Alcoholic hepatitis is not contagious. You cannot catch it from another person through any form of contact, and a person who has it cannot pass it to anyone else. Unlike viral forms of hepatitis (A, B, and C), which are caused by infectious viruses, alcoholic hepatitis is caused entirely by alcohol damaging the liver. There is no virus, bacterium, or other pathogen involved.
Why People Confuse It With Contagious Hepatitis
The word “hepatitis” simply means inflammation of the liver. It doesn’t tell you what caused that inflammation. Viral hepatitis (types A, B, and C) spreads between people through contaminated food, blood, or sexual contact, and hepatitis B and C together cause roughly 1.2 to 1.5 million deaths worldwide each year. Alcoholic hepatitis, by contrast, develops when prolonged heavy drinking triggers inflammation and swelling in liver tissue. The name sounds similar, but the conditions have completely different origins.
There is an overlap worth knowing about: people who drink heavily are more likely to also be infected with hepatitis C, largely because heavy alcohol use is associated with behaviors that raise infection risk, such as intravenous drug use. One study found the prevalence of hepatitis C antibodies was significantly higher among heavy drinkers compared to non-drinkers, even after accounting for other risk factors. So while alcoholic hepatitis itself isn’t contagious, people who develop it may also carry a viral hepatitis infection that is.
What Actually Causes Alcoholic Hepatitis
When you drink alcohol, your liver breaks it down into byproducts that are toxic to liver cells. In moderate amounts, the liver handles this without lasting harm. But with heavy, sustained drinking, those toxic byproducts accumulate faster than the liver can clear them. The result is chronic inflammation, cell death, and scarring. This process is entirely internal. No outside pathogen is involved, which is why it’s impossible for the condition to spread from one person to another.
Not everyone who drinks heavily develops alcoholic hepatitis. Genetics, nutrition, body weight, and sex all influence risk. Women are more vulnerable at lower levels of consumption because of differences in how their bodies metabolize alcohol.
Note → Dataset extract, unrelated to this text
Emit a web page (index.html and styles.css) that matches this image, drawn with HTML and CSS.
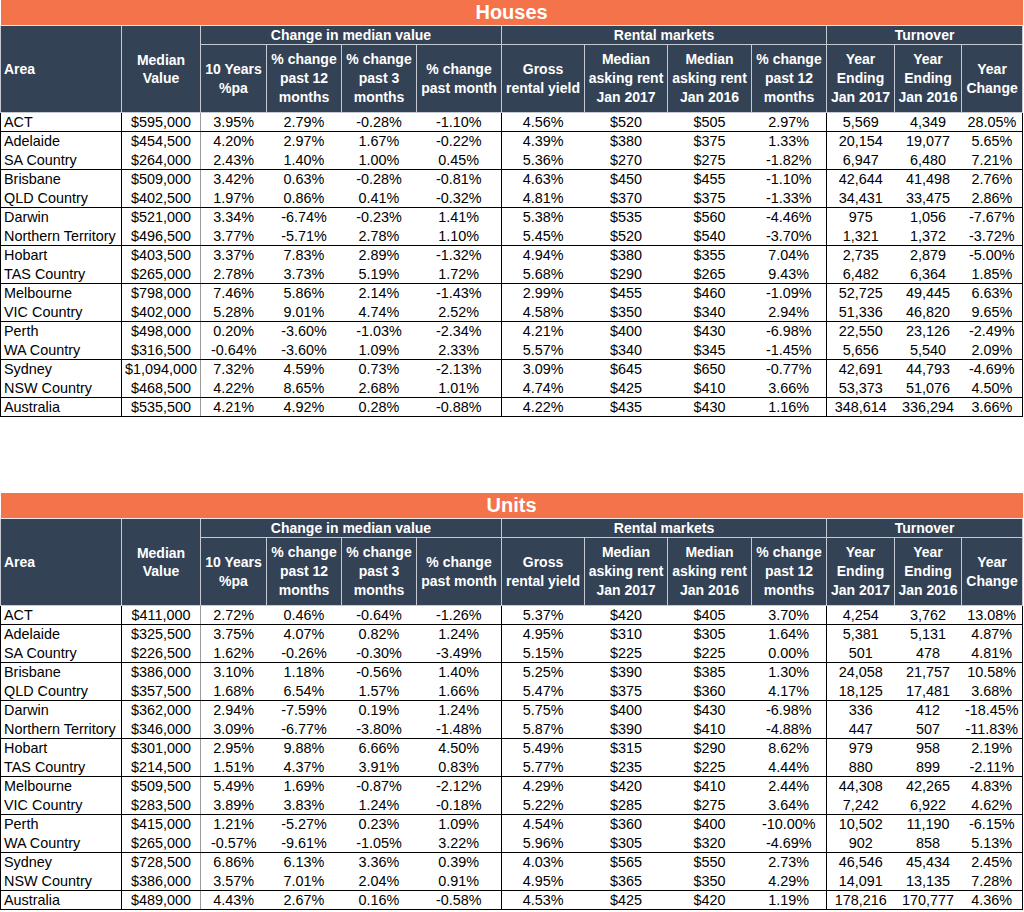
FILE: index.html
```html
<!DOCTYPE html>
<html lang="en">
<head>
<meta charset="utf-8">
<title>Houses and Units</title>
<link rel="stylesheet" href="styles.css">
</head>
<body>
<table class="market">
  <colgroup>
    <col class="w-area"><col class="w-median"><col class="w-10y"><col class="w-12m"><col class="w-3m"><col class="w-1m">
    <col class="w-gross"><col class="w-r17"><col class="w-r16"><col class="w-rch"><col class="w-t17"><col class="w-t16"><col class="w-tch">
  </colgroup>
  <thead>
    <tr><th class="title" colspan="13">Houses</th></tr>
    <tr class="group">
      <th class="area" rowspan="2">Area</th>
      <th rowspan="2">Median<br>Value</th>
      <th colspan="4">Change in median value</th>
      <th colspan="4">Rental markets</th>
      <th colspan="3">Turnover</th>
    </tr>
    <tr class="sub">
      <th>10 Years<br>%pa</th>
      <th>% change<br>past 12<br>months</th>
      <th>% change<br>past 3<br>months</th>
      <th>% change<br>past month</th>
      <th>Gross<br>rental yield</th>
      <th>Median<br>asking rent<br>Jan 2017</th>
      <th>Median<br>asking rent<br>Jan 2016</th>
      <th>% change<br>past 12<br>months</th>
      <th>Year<br>Ending<br>Jan 2017</th>
      <th>Year<br>Ending<br>Jan 2016</th>
      <th>Year<br>Change</th>
    </tr>
  </thead>
  <tbody>
    <tr class="end"><td>ACT</td><td>$595,000</td><td>3.95%</td><td>2.79%</td><td>-0.28%</td><td>-1.10%</td><td>4.56%</td><td>$520</td><td>$505</td><td>2.97%</td><td>5,569</td><td>4,349</td><td>28.05%</td></tr>
    <tr><td>Adelaide</td><td>$454,500</td><td>4.20%</td><td>2.97%</td><td>1.67%</td><td>-0.22%</td><td>4.39%</td><td>$380</td><td>$375</td><td>1.33%</td><td>20,154</td><td>19,077</td><td>5.65%</td></tr>
    <tr class="end"><td>SA Country</td><td>$264,000</td><td>2.43%</td><td>1.40%</td><td>1.00%</td><td>0.45%</td><td>5.36%</td><td>$270</td><td>$275</td><td>-1.82%</td><td>6,947</td><td>6,480</td><td>7.21%</td></tr>
    <tr><td>Brisbane</td><td>$509,000</td><td>3.42%</td><td>0.63%</td><td>-0.28%</td><td>-0.81%</td><td>4.63%</td><td>$450</td><td>$455</td><td>-1.10%</td><td>42,644</td><td>41,498</td><td>2.76%</td></tr>
    <tr class="end"><td>QLD Country</td><td>$402,500</td><td>1.97%</td><td>0.86%</td><td>0.41%</td><td>-0.32%</td><td>4.81%</td><td>$370</td><td>$375</td><td>-1.33%</td><td>34,431</td><td>33,475</td><td>2.86%</td></tr>
    <tr><td>Darwin</td><td>$521,000</td><td>3.34%</td><td>-6.74%</td><td>-0.23%</td><td>1.41%</td><td>5.38%</td><td>$535</td><td>$560</td><td>-4.46%</td><td>975</td><td>1,056</td><td>-7.67%</td></tr>
    <tr class="end"><td>Northern Territory</td><td>$496,500</td><td>3.77%</td><td>-5.71%</td><td>2.78%</td><td>1.10%</td><td>5.45%</td><td>$520</td><td>$540</td><td>-3.70%</td><td>1,321</td><td>1,372</td><td>-3.72%</td></tr>
    <tr><td>Hobart</td><td>$403,500</td><td>3.37%</td><td>7.83%</td><td>2.89%</td><td>-1.32%</td><td>4.94%</td><td>$380</td><td>$355</td><td>7.04%</td><td>2,735</td><td>2,879</td><td>-5.00%</td></tr>
    <tr class="end"><td>TAS Country</td><td>$265,000</td><td>2.78%</td><td>3.73%</td><td>5.19%</td><td>1.72%</td><td>5.68%</td><td>$290</td><td>$265</td><td>9.43%</td><td>6,482</td><td>6,364</td><td>1.85%</td></tr>
    <tr><td>Melbourne</td><td>$798,000</td><td>7.46%</td><td>5.86%</td><td>2.14%</td><td>-1.43%</td><td>2.99%</td><td>$455</td><td>$460</td><td>-1.09%</td><td>52,725</td><td>49,445</td><td>6.63%</td></tr>
    <tr class="end"><td>VIC Country</td><td>$402,000</td><td>5.28%</td><td>9.01%</td><td>4.74%</td><td>2.52%</td><td>4.58%</td><td>$350</td><td>$340</td><td>2.94%</td><td>51,336</td><td>46,820</td><td>9.65%</td></tr>
    <tr><td>Perth</td><td>$498,000</td><td>0.20%</td><td>-3.60%</td><td>-1.03%</td><td>-2.34%</td><td>4.21%</td><td>$400</td><td>$430</td><td>-6.98%</td><td>22,550</td><td>23,126</td><td>-2.49%</td></tr>
    <tr class="end"><td>WA Country</td><td>$316,500</td><td>-0.64%</td><td>-3.60%</td><td>1.09%</td><td>2.33%</td><td>5.57%</td><td>$340</td><td>$345</td><td>-1.45%</td><td>5,656</td><td>5,540</td><td>2.09%</td></tr>
    <tr><td>Sydney</td><td>$1,094,000</td><td>7.32%</td><td>4.59%</td><td>0.73%</td><td>-2.13%</td><td>3.09%</td><td>$645</td><td>$650</td><td>-0.77%</td><td>42,691</td><td>44,793</td><td>-4.69%</td></tr>
    <tr class="end"><td>NSW Country</td><td>$468,500</td><td>4.22%</td><td>8.65%</td><td>2.68%</td><td>1.01%</td><td>4.74%</td><td>$425</td><td>$410</td><td>3.66%</td><td>53,373</td><td>51,076</td><td>4.50%</td></tr>
    <tr class="end"><td>Australia</td><td>$535,500</td><td>4.21%</td><td>4.92%</td><td>0.28%</td><td>-0.88%</td><td>4.22%</td><td>$435</td><td>$430</td><td>1.16%</td><td>348,614</td><td>336,294</td><td>3.66%</td></tr>
  </tbody>
</table>

<table class="market units">
  <colgroup>
    <col class="w-area"><col class="w-median"><col class="w-10y"><col class="w-12m"><col class="w-3m"><col class="w-1m">
    <col class="w-gross"><col class="w-r17"><col class="w-r16"><col class="w-rch"><col class="w-t17"><col class="w-t16"><col class="w-tch">
  </colgroup>
  <thead>
    <tr><th class="title" colspan="13">Units</th></tr>
    <tr class="group">
      <th class="area" rowspan="2">Area</th>
      <th rowspan="2">Median<br>Value</th>
      <th colspan="4">Change in median value</th>
      <th colspan="4">Rental markets</th>
      <th colspan="3">Turnover</th>
    </tr>
    <tr class="sub">
      <th>10 Years<br>%pa</th>
      <th>% change<br>past 12<br>months</th>
      <th>% change<br>past 3<br>months</th>
      <th>% change<br>past month</th>
      <th>Gross<br>rental yield</th>
      <th>Median<br>asking rent<br>Jan 2017</th>
      <th>Median<br>asking rent<br>Jan 2016</th>
      <th>% change<br>past 12<br>months</th>
      <th>Year<br>Ending<br>Jan 2017</th>
      <th>Year<br>Ending<br>Jan 2016</th>
      <th>Year<br>Change</th>
    </tr>
  </thead>
  <tbody>
    <tr class="end"><td>ACT</td><td>$411,000</td><td>2.72%</td><td>0.46%</td><td>-0.64%</td><td>-1.26%</td><td>5.37%</td><td>$420</td><td>$405</td><td>3.70%</td><td>4,254</td><td>3,762</td><td>13.08%</td></tr>
    <tr><td>Adelaide</td><td>$325,500</td><td>3.75%</td><td>4.07%</td><td>0.82%</td><td>1.24%</td><td>4.95%</td><td>$310</td><td>$305</td><td>1.64%</td><td>5,381</td><td>5,131</td><td>4.87%</td></tr>
    <tr class="end"><td>SA Country</td><td>$226,500</td><td>1.62%</td><td>-0.26%</td><td>-0.30%</td><td>-3.49%</td><td>5.15%</td><td>$225</td><td>$225</td><td>0.00%</td><td>501</td><td>478</td><td>4.81%</td></tr>
    <tr><td>Brisbane</td><td>$386,000</td><td>3.10%</td><td>1.18%</td><td>-0.56%</td><td>1.40%</td><td>5.25%</td><td>$390</td><td>$385</td><td>1.30%</td><td>24,058</td><td>21,757</td><td>10.58%</td></tr>
    <tr class="end"><td>QLD Country</td><td>$357,500</td><td>1.68%</td><td>6.54%</td><td>1.57%</td><td>1.66%</td><td>5.47%</td><td>$375</td><td>$360</td><td>4.17%</td><td>18,125</td><td>17,481</td><td>3.68%</td></tr>
    <tr><td>Darwin</td><td>$362,000</td><td>2.94%</td><td>-7.59%</td><td>0.19%</td><td>1.24%</td><td>5.75%</td><td>$400</td><td>$430</td><td>-6.98%</td><td>336</td><td>412</td><td>-18.45%</td></tr>
    <tr class="end"><td>Northern Territory</td><td>$346,000</td><td>3.09%</td><td>-6.77%</td><td>-3.80%</td><td>-1.48%</td><td>5.87%</td><td>$390</td><td>$410</td><td>-4.88%</td><td>447</td><td>507</td><td>-11.83%</td></tr>
    <tr><td>Hobart</td><td>$301,000</td><td>2.95%</td><td>9.88%</td><td>6.66%</td><td>4.50%</td><td>5.49%</td><td>$315</td><td>$290</td><td>8.62%</td><td>979</td><td>958</td><td>2.19%</td></tr>
    <tr class="end"><td>TAS Country</td><td>$214,500</td><td>1.51%</td><td>4.37%</td><td>3.91%</td><td>0.83%</td><td>5.77%</td><td>$235</td><td>$225</td><td>4.44%</td><td>880</td><td>899</td><td>-2.11%</td></tr>
    <tr><td>Melbourne</td><td>$509,500</td><td>5.49%</td><td>1.69%</td><td>-0.87%</td><td>-2.12%</td><td>4.29%</td><td>$420</td><td>$410</td><td>2.44%</td><td>44,308</td><td>42,265</td><td>4.83%</td></tr>
    <tr class="end"><td>VIC Country</td><td>$283,500</td><td>3.89%</td><td>3.83%</td><td>1.24%</td><td>-0.18%</td><td>5.22%</td><td>$285</td><td>$275</td><td>3.64%</td><td>7,242</td><td>6,922</td><td>4.62%</td></tr>
    <tr><td>Perth</td><td>$415,000</td><td>1.21%</td><td>-5.27%</td><td>0.23%</td><td>1.09%</td><td>4.54%</td><td>$360</td><td>$400</td><td>-10.00%</td><td>10,502</td><td>11,190</td><td>-6.15%</td></tr>
    <tr class="end"><td>WA Country</td><td>$265,000</td><td>-0.57%</td><td>-9.61%</td><td>-1.05%</td><td>3.22%</td><td>5.96%</td><td>$305</td><td>$320</td><td>-4.69%</td><td>902</td><td>858</td><td>5.13%</td></tr>
    <tr><td>Sydney</td><td>$728,500</td><td>6.86%</td><td>6.13%</td><td>3.36%</td><td>0.39%</td><td>4.03%</td><td>$565</td><td>$550</td><td>2.73%</td><td>46,546</td><td>45,434</td><td>2.45%</td></tr>
    <tr class="end"><td>NSW Country</td><td>$386,000</td><td>3.57%</td><td>7.01%</td><td>2.04%</td><td>0.91%</td><td>4.95%</td><td>$365</td><td>$350</td><td>4.29%</td><td>14,091</td><td>13,135</td><td>7.28%</td></tr>
    <tr class="end"><td>Australia</td><td>$489,000</td><td>4.43%</td><td>2.67%</td><td>0.16%</td><td>-0.58%</td><td>4.53%</td><td>$425</td><td>$420</td><td>1.19%</td><td>178,216</td><td>170,777</td><td>4.36%</td></tr>
  </tbody>
</table>
</body>
</html>
```

FILE: styles.css
```css
html, body {
  margin: 0;
  padding: 0;
  background: #ffffff;
}

body {
  font-family: "Liberation Sans", Arial, sans-serif;
  color: #000000;
}

.market {
  border-collapse: collapse;
  table-layout: fixed;
  width: 1023px;
}

.units {
  margin-top: 76px;
}

.w-area { width: 121px; }
.w-median { width: 79px; }
.w-10y { width: 66px; }
.w-12m { width: 75px; }
.w-3m { width: 75px; }
.w-1m { width: 85px; }
.w-gross { width: 83px; }
.w-r17 { width: 83px; }
.w-r16 { width: 84px; }
.w-rch { width: 75px; }
.w-t17 { width: 68px; }
.w-t16 { width: 67px; }
.w-tch { width: 61px; }

.market th {
  background: #344256;
  color: #ffffff;
  font-weight: bold;
  font-size: 14px;
  line-height: 19px;
  padding: 0 1px;
  border: 1px solid #c5cad2;
  text-align: center;
  vertical-align: middle;
  white-space: nowrap;
}

.market th.title {
  background: #f4734a;
  font-size: 20px;
  line-height: 25px;
  height: 25px;
  padding: 0;
  border: none;
  border-bottom: 1px solid #e9e9e9;
}

.market .group th {
  line-height: 18px;
  height: 18px;
}

.market .sub th {
  height: 67px;
}

.market th.area {
  text-align: left;
  padding-left: 3px;
}

.market td {
  font-size: 14.4px;
  line-height: 19px;
  height: 19px;
  padding: 0 1px;
  text-align: center;
  white-space: nowrap;
  border: none;
}

.market tr.end td {
  line-height: 18px;
  height: 18px;
  border-bottom: 1px solid #000000;
}

.market td:first-child {
  text-align: left;
  padding-left: 3px;
  border-left: 1px solid #000000;
  border-right: 1px solid #000000;
}

.market td:nth-child(2) {
  border-right: 1px solid #9a9a9a;
}

.market td:nth-child(6),
.market td:nth-child(10),
.market td:nth-child(13) {
  border-right: 1px solid #000000;
}
```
Malnutrition, which affects up to 90% of hospitalized patients with alcoholic hepatitis, also plays a significant role in how quickly the liver deteriorates.
Recognizing the Symptoms
The hallmark symptom is jaundice, a yellowing of the skin and the whites of the eyes. Clinical jaundice shows up in 40% to 60% of cases, though elevated bilirubin levels (the substance that causes the yellowing) are present in nearly every patient. Other common signs include loss of appetite, nausea, vomiting, tenderness in the upper right abdomen, low-grade fever, and fatigue.
Among hospitalized patients, the picture is often more severe. In one large study of 363 patients, 87% had an enlarged liver, 57% had fluid buildup in the abdomen (ascites), and 45% showed signs of confusion or disorientation from toxin buildup that the damaged liver could no longer filter. Bleeding from swollen veins in the esophagus or stomach occurred in about 10% of cases.
How Serious It Can Get
Alcoholic hepatitis ranges from mild to life-threatening. In its severe form, short-term mortality is high: 15% to 35% of patients die within the first month after diagnosis. Mild cases carry much lower risk, with 30-day mortality around 2% compared to roughly 14% for severe cases. At 12 months, the gap widens further, with mortality of about 10% for mild cases versus 31% for severe ones.
The most dangerous complication is progression to cirrhosis, where scar tissue permanently replaces healthy liver tissue. Once cirrhosis develops, the liver loses its ability to function properly. This can trigger a cascade of problems: dangerously high blood pressure in the veins around the liver, kidney failure, life-threatening infections, and internal bleeding from enlarged veins in the digestive tract.
Recovery After Quitting Alcohol
The liver has a remarkable ability to heal itself if given the chance. After just two to three weeks of complete abstinence, fatty liver (the earliest stage of alcohol-related liver damage) can fully resolve, with biopsies appearing normal under microscopy. Within two weeks, markers of liver inflammation and injury drop significantly. After one month of abstinence, key blood markers of liver damage in heavy drinkers return to baseline levels.
Even at the cellular level, recovery is surprisingly fast. Internal liver structures that alcohol distorts begin returning to their normal shape within 10 days of stopping drinking. Essential mineral balance in liver cells restores itself on a similar timeline. These changes reflect genuine healing, not just stabilization.
The catch is that this recovery depends on how far the damage has progressed. Early-stage alcoholic hepatitis is largely reversible with sustained abstinence. Once significant scarring or cirrhosis has set in, some damage becomes permanent. For severe cases, treatment may include a course of anti-inflammatory steroids, typically given over four weeks, to reduce the acute inflammation and improve short-term survival. But no medication substitutes for stopping alcohol entirely.